# [WHAT YOU SHOULD DO]
Going through the material below, please gather all lines with the word "this" in them.

Interface markup and scripts
— START —

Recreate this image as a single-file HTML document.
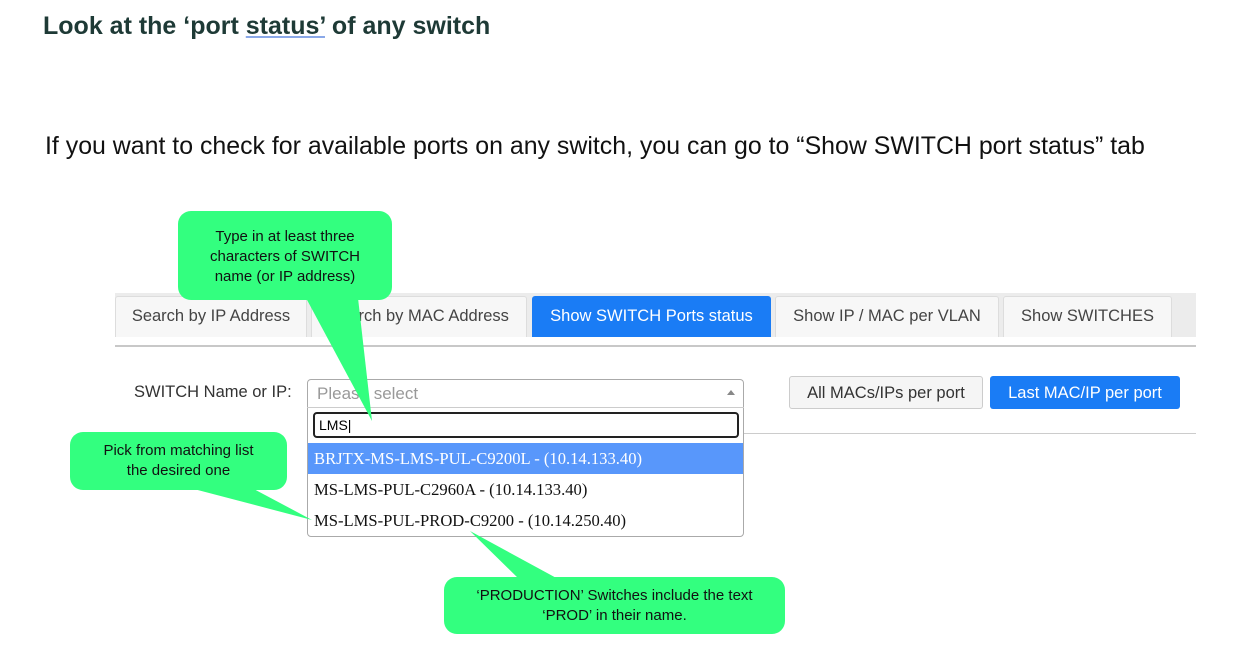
<!DOCTYPE html>
<html><head><style>
body{margin:0;width:1259px;height:645px;background:#fff;position:relative;overflow:hidden;font-family:"Liberation Sans",Arial,sans-serif}
.a{position:absolute}
.tab{position:absolute;top:296px;height:41px;background:#f7f7f7;border:1px solid #ddd;border-bottom:none;border-radius:3px 3px 0 0;font-size:16.5px;color:#444;line-height:38px;text-align:center;box-sizing:border-box;white-space:nowrap}
.co{position:absolute;background:#33ff7f;border-radius:13px;font-size:15px;color:#111;text-align:center;line-height:20px}
.it{position:absolute;left:308px;width:435px;height:31px;font-family:"Liberation Serif",serif;font-size:16.6px;line-height:31px;padding-left:6px;box-sizing:border-box;color:#111;white-space:nowrap}
</style></head><body>
<div class="a" style="left:43px;top:12px;font-size:25px;font-weight:bold;color:#1e3a36;white-space:nowrap">Look at the ‘port <span style="text-decoration:underline;text-decoration-color:#8aa8e8">status’</span> of any switch</div>
<div class="a" style="left:45px;top:132px;font-size:24.9px;color:#111;white-space:nowrap">If you want to check for available ports on any switch, you can go to “Show SWITCH port status” tab</div>

<div class="a" style="left:115px;top:293px;width:1081px;height:44px;background:#ececec"></div>
<div class="tab" style="left:115px;width:192px">Search by IP Address</div>
<div class="tab" style="left:311px;width:216px">Search by MAC Address</div>
<div class="tab" style="left:532px;width:239px;background:#1a7cf5;border-color:#1a7cf5;color:#fff">Show SWITCH Ports status</div>
<div class="tab" style="left:775px;width:224px">Show IP / MAC per VLAN</div>
<div class="tab" style="left:1003px;width:169px">Show SWITCHES</div>
<div class="a" style="left:115px;top:345px;width:1081px;height:2px;background:#c8c8c8"></div>
<div class="a" style="left:743px;top:433px;width:453px;height:1px;background:#ccc"></div>

<div class="a" style="left:134px;top:383px;font-size:16.5px;color:#333">SWITCH Name or IP:</div>
<div class="a" style="left:307px;top:379px;width:437px;height:158px;border:1px solid #aaa;border-radius:4px;box-sizing:border-box;background:#fff"></div>
<div class="a" style="left:307px;top:407px;width:437px;height:1px;background:#ccc"></div>
<div class="a" style="left:317px;top:384px;font-size:17px;color:#999">Please select</div>
<div class="a" style="left:727px;top:390px;width:0;height:0;border-left:4px solid transparent;border-right:4px solid transparent;border-bottom:5px solid #888"></div>
<div class="a" style="left:313px;top:412px;width:426px;height:26px;border:2px solid #222;border-radius:4px;box-sizing:border-box;font-size:14px;line-height:22px;padding-left:4px">LMS|</div>
<div class="it" style="top:443px;background:#5897fb;color:#fff">BRJTX-MS-LMS-PUL-C9200L - (10.14.133.40)</div>
<div class="it" style="top:474px">MS-LMS-PUL-C2960A - (10.14.133.40)</div>
<div class="it" style="top:505px">MS-LMS-PUL-PROD-C9200 - (10.14.250.40)</div>

<div class="a" style="left:789px;top:376px;width:194px;height:33px;border:1px solid #ccc;border-radius:3px;background:#f5f5f5;box-sizing:border-box;font-size:16.5px;color:#333;line-height:32px;text-align:center">All MACs/IPs per port</div>
<div class="a" style="left:990px;top:376px;width:190px;height:33px;border-radius:3px;background:#1a7cf5;box-sizing:border-box;font-size:16.5px;color:#fff;line-height:34px;text-align:center">Last MAC/IP per port</div>

<svg class="a" style="left:0;top:0" width="1259" height="645">
<polygon points="306,298 358,298 372,421" fill="#33ff7f"/>
<polygon points="190,488 252,488 312,520" fill="#33ff7f"/>
<polygon points="520,580 560,580 470,531" fill="#33ff7f"/>
</svg>
<div class="co" style="left:178px;top:211px;width:214px;height:89px;padding-top:16px;box-sizing:border-box">Type in at least three<br>characters of SWITCH<br>name (or IP address)</div>
<div class="co" style="left:70px;top:432px;width:217px;height:58px;padding-top:9px;box-sizing:border-box">Pick from matching list<br>the desired one</div>
<div class="co" style="left:444px;top:577px;width:341px;height:57px;padding-top:9px;box-sizing:border-box">‘PRODUCTION’ Switches include the text<br>‘PROD’ in their name.</div>
</body></html>
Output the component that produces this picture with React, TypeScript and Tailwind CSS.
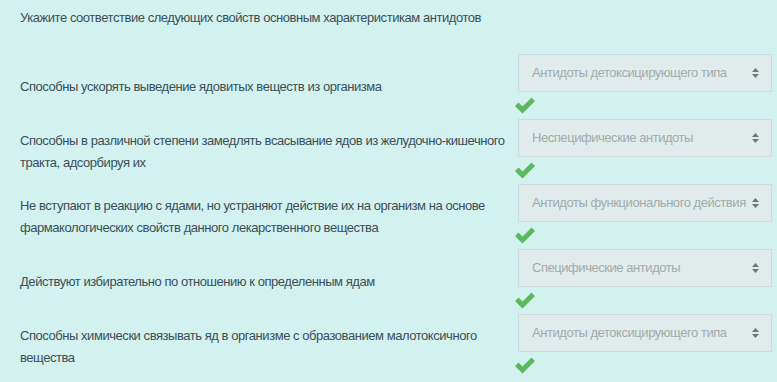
import React from "react";

const rows = [
  {
    text: "Способны ускорять выведение ядовитых веществ из организма",
    answer: "Антидоты детоксицирующего типа",
  },
  {
    text: "Способны в различной степени замедлять всасывание ядов из желудочно-кишечного тракта, адсорбируя их",
    answer: "Неспецифические антидоты",
  },
  {
    text: "Не вступают в реакцию с ядами, но устраняют действие их на организм на основе фармакологических свойств данного лекарственного вещества",
    answer: "Антидоты функционального действия",
  },
  {
    text: "Действуют избирательно по отношению к определенным ядам",
    answer: "Специфические антидоты",
  },
  {
    text: "Способны химически связывать яд в организме с образованием малотоксичного вещества",
    answer: "Антидоты детоксицирующего типа",
  },
];

function SortIcon() {
  return (
    <svg width="7" height="10" viewBox="0 0 7 10" className="shrink-0">
      <path d="M3.5 0 L7 4 H0 Z" fill="#6b7777" />
      <path d="M3.5 10 L7 6 H0 Z" fill="#6b7777" />
    </svg>
  );
}

function Check() {
  return (
    <svg width="22" height="17" viewBox="0 0 22 17">
      <path d="M1 9 L4.5 5.5 L8.5 9.5 L17.5 0.5 L21 4 L8.5 16.5 Z" fill="#5cb85c" />
    </svg>
  );
}

export default function App() {
  return (
    <div
      className="w-[777px] h-[382px] bg-[#d3f1ef] overflow-hidden text-[#3b4f58] tracking-[-0.45px]"
      style={{ fontFamily: '"Liberation Sans", Arial, sans-serif' }}
    >
      <div className="pl-5 pt-[8px] text-[13px] leading-[20px]">
        Укажите соответствие следующих свойств основным характеристикам антидотов
      </div>
      <div className="mt-[26px] flex flex-col">
        {rows.map((row, i) => (
          <div key={i} className="flex items-center h-[65px]">
            <div className="w-[510px] pl-5 text-[13px] leading-[22px]">{row.text}</div>
            <div className="flex flex-col h-[65px]">
              <div className="ml-[8px] w-[254px] h-[38px] bg-[#e1ebeb] border border-[#cbdcdc] flex items-center justify-between pl-[13px] pr-[12px] text-[13px] text-[#a0acac]">
                <span className="whitespace-nowrap">{row.answer}</span>
                <SortIcon />
              </div>
              <div className="ml-[4px] mt-[5px]">
                <Check />
              </div>
            </div>
          </div>
        ))}
      </div>
    </div>
  );
}
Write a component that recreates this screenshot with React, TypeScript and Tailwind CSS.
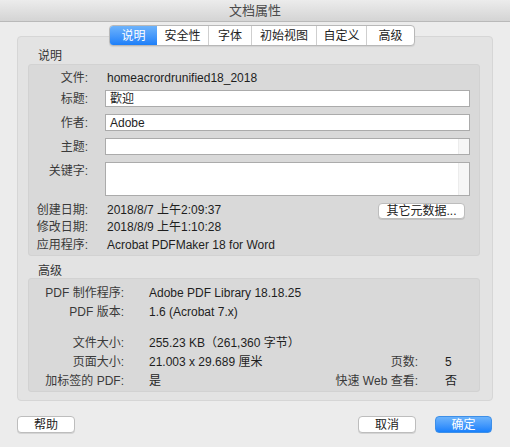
import React from 'react';

const TABS = ['说明', '安全性', '字体', '初始视图', '自定义', '高级'];
const TAB_WIDTHS = ['w-[47px]', 'w-[51px]', 'w-[43px]', 'w-[65px]', 'w-[50px]', 'w-[48px]'];

function Label({ children, w }: { children: React.ReactNode; w: string }) {
  return <div className={`${w} shrink-0 text-right text-[#3a3a3a]`}>{children}</div>;
}

function Field({ tall, track }: { tall?: boolean; track?: boolean }) {
  return (
    <div className={`flex-1 flex bg-white border border-[#ababab] ${tall ? 'h-[34px]' : 'h-[17px]'}`}>
      <div className="flex-1" />
      {track && <div className="w-[11px] bg-[#f6f6f6] border-l border-[#ececec]" />}
    </div>
  );
}

export default function App() {
  return (
    <div
      className="w-[510px] h-[447px] bg-[#ececec] flex flex-col text-[12px] text-[#1e1e1e] overflow-hidden"
      style={{ fontFamily: '"Liberation Sans", "Noto Sans CJK SC", sans-serif' }}
    >
      {/* title bar */}
      <div className="h-[22px] shrink-0 bg-gradient-to-b from-[#ececec] to-[#d4d4d4] border-b border-[#b9b9b9] flex items-center justify-center text-[13px] text-[#4a4a4a]">
        文档属性
      </div>

      <div className="px-[17px] pt-[3px] flex flex-col">
        {/* tabs */}
        <div className="relative z-10 flex justify-center pl-[14px]">
          <div className="flex h-[21px] rounded-[4px] border border-[#b8b8b8] bg-white shadow-[0_1px_1px_rgba(0,0,0,0.08)] overflow-hidden">
            {TABS.map((t, i) => (
              <div
                key={t}
                className={`${TAB_WIDTHS[i]} flex items-center justify-center ${
                  i === 0
                    ? 'bg-gradient-to-b from-[#6db3fb] to-[#1b7ff9] text-white'
                    : 'text-[#222]'
                } ${i > 1 ? 'border-l border-[#cfcfcf]' : ''}`}
              >
                {t}
              </div>
            ))}
          </div>
        </div>

        {/* panel */}
        <div className="-mt-[10px] h-[365px] rounded-[4px] border border-[#d6d6d6] bg-[#e3e3e3] pt-[12px] pl-[10px] pr-[12px] flex flex-col">
          <div className="h-[15px] leading-[15px] pl-[10px] text-[#333]">说明</div>
          <div className="h-[192px] rounded-[3px] border border-[#d2d2d2] bg-[#d9d9d9] pt-[5px] pr-[9px] flex flex-col">
            <div className="h-[16px] flex items-center">
              <Label w="w-[59px]">文件:</Label>
              <div className="ml-[19px]">homeacrordrunified18_2018</div>
            </div>
            <div className="mt-[4px] flex items-start">
              <Label w="w-[59px]"><span className="leading-[17px]">标题:</span></Label>
              <div className="ml-[17px] flex-1 relative h-[17px] bg-white border border-[#ababab] flex items-center pl-[4px]">歡迎</div>
            </div>
            <div className="mt-[6px] flex items-start">
              <Label w="w-[59px]"><span className="leading-[17px]">作者:</span></Label>
              <div className="ml-[17px] flex-1 h-[17px] bg-white border border-[#ababab] flex items-center pl-[4px]">Adobe</div>
            </div>
            <div className="mt-[6px] flex items-start">
              <Label w="w-[59px]"><span className="leading-[17px]">主题:</span></Label>
              <div className="ml-[17px] flex-1 flex"><Field track /></div>
            </div>
            <div className="mt-[6px] flex items-start">
              <Label w="w-[59px]"><span className="leading-[16px]">关键字:</span></Label>
              <div className="ml-[17px] flex-1 flex"><Field tall track /></div>
            </div>
            <div className="mt-[5px] h-[17px] flex items-center">
              <Label w="w-[59px]">创建日期:</Label>
              <div className="ml-[19px] flex-1">2018/8/7 上午2:09:37</div>
              <button className="mt-[2px] mr-[5px] w-[87px] h-[16px] rounded-[4px] bg-white border border-[#bdbdbd] shadow-[0_1px_0_rgba(0,0,0,0.1)] text-[12px] leading-none text-[#222]">
                其它元数据...
              </button>
            </div>
            <div className="h-[18px] flex items-center">
              <Label w="w-[59px]">修改日期:</Label>
              <div className="ml-[19px]">2018/8/9 上午1:10:28</div>
            </div>
            <div className="h-[18px] flex items-center">
              <Label w="w-[59px]">应用程序:</Label>
              <div className="ml-[19px]">Acrobat PDFMaker 18 for Word</div>
            </div>
          </div>

          <div className="mt-[8px] h-[14px] leading-[14px] pl-[10px] text-[#333]">高级</div>
          <div className="h-[114px] rounded-[3px] border border-[#d2d2d2] bg-[#d9d9d9] pt-[4px] flex flex-col">
            <div className="h-[19px] flex items-center">
              <Label w="w-[95px]">PDF 制作程序:</Label>
              <div className="ml-[25px]">Adobe PDF Library 18.18.25</div>
            </div>
            <div className="h-[19px] flex items-center">
              <Label w="w-[95px]">PDF 版本:</Label>
              <div className="ml-[25px]">1.6 (Acrobat 7.x)</div>
            </div>
            <div className="mt-[12px] h-[19px] flex items-center">
              <Label w="w-[95px]">文件大小:</Label>
              <div className="ml-[25px]">255.23 KB（261,360 字节）</div>
            </div>
            <div className="h-[19px] flex items-center">
              <Label w="w-[95px]">页面大小:</Label>
              <div className="ml-[25px] flex-1">21.003 x 29.689 厘米</div>
              <div className="w-[130px] text-right text-[#3a3a3a]">页数:</div>
              <div className="ml-[27px] w-[34px]">5</div>
            </div>
            <div className="h-[19px] flex items-center">
              <Label w="w-[95px]">加标签的 PDF:</Label>
              <div className="ml-[25px] flex-1">是</div>
              <div className="w-[130px] text-right text-[#3a3a3a]">快速 Web 查看:</div>
              <div className="ml-[27px] w-[34px]">否</div>
            </div>
          </div>
        </div>

        {/* footer buttons */}
        <div className="mt-[15px] flex items-center">
          <button className="w-[58px] h-[17px] rounded-[4px] bg-white border border-[#bdbdbd] shadow-[0_1px_0_rgba(0,0,0,0.1)] text-[12px] leading-none text-[#222]">
            帮助
          </button>
          <div className="flex-1" />
          <button className="w-[58px] h-[17px] rounded-[4px] bg-white border border-[#bdbdbd] shadow-[0_1px_0_rgba(0,0,0,0.1)] text-[12px] leading-none text-[#222]">
            取消
          </button>
          <button className="ml-[19px] mr-[1px] w-[57px] h-[17px] rounded-[4px] bg-gradient-to-b from-[#6cb3fb] to-[#1680fb] border border-[#3d8fe8] text-[12px] leading-none text-white">
            确定
          </button>
        </div>
      </div>
    </div>
  );
}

— END —

# [FINAL RESULT]
Recreate this image as a single-file HTML document.
Output the component that produces this picture with React, TypeScript and Tailwind CSS.
Write a component that recreates this screenshot with React, TypeScript and Tailwind CSS.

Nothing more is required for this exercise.